In the town, the population was spread out, with 25.4% under the age of 18, 6.8% from 18 to 24, 28.2% from 25 to 44, 24.8% from 45 to 64, and 14.2% who were 65 years of age or older. The median age was 38 years. For every 100 females, there were 94.2 males. For every 100 females age 18 and over, there were 93.4 males.
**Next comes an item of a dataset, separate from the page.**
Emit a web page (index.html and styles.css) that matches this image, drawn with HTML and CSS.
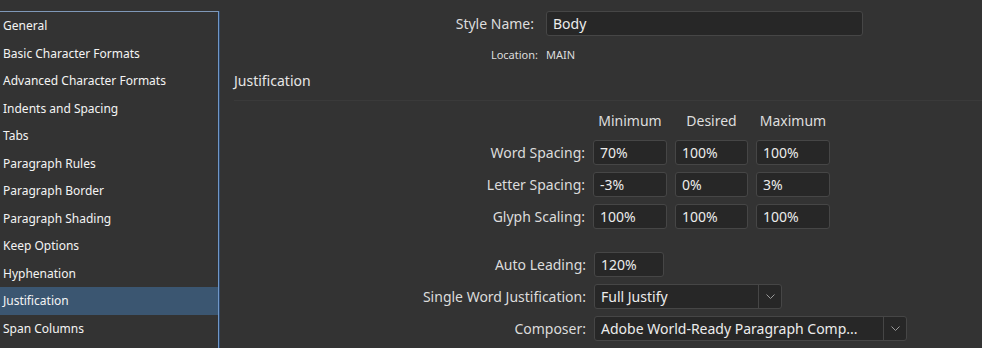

The median income for a household in the town was $25,714, and the median income for a family was $62,174. Males had a median income of $37,465 versus $36,891 for females. The per capita income for the town was $27,725. About 2.8% of families and 7.4% of the population were below the poverty line, including 3.4% of those under age 18 and 6.2% of those age 65 or over.

Historical population
| Census | Pop. | Note | %± |
| 1840 | 2,112 |  | — |
| 1850 | 3,095 |  | 46.5% |
| 1860 | 3,136 |  | 1.3% |
| 1870 | 3,015 |  | −3.9% |
| 1880 | 2,943 |  | −2.4% |
| 1890 | 2,839 |  | −3.5% |
| 1900 | 2,711 |  | −4.5% |
| 1910 | 2,488 |  | −8.2% |
| 1920 | 2,353 |  | −5.4% |
| 1930 | 2,730 |  | 16.0% |
| 1940 | 2,753 |  | 0.8% |
| 1950 | 2,680 |  | −2.7% |
| 1960 | 3,070 |  | 14.6% |
| 1970 | 3,677 |  | 19.8% |
| 1980 | 3,795 |  | 3.2% |
| 1990 | 3,976 |  | 4.8% |
| 2000 | 3,909 |  | −1.7% |
| 2010 | 3,844 |  | −1.7% |
| 2020 | 3,572 |  | −7.1% |
U.S. Decennial Census

==Locations in the town==
- Berryville - A hamlet northwest of Fonda.
- Big Nose - A location in the southwestern part of Mohawk. With "Little Nose" on the opposite bank of the Mohawk River, it marks a place called "The Noses".
- East Stone Arabia - A hamlet in the western part of the town.
- Fonda - A village on the north bank of the Mohawk River and NY Route 5. It is the Montgomery county seat and is near the Caughnawaga Indian Village Site.
- Tribes Hill - A hamlet in the eastern part of the town on NY-5.
- Yosts - A hamlet on NY-5 and the north bank of the Mohawk River, west of Fonda.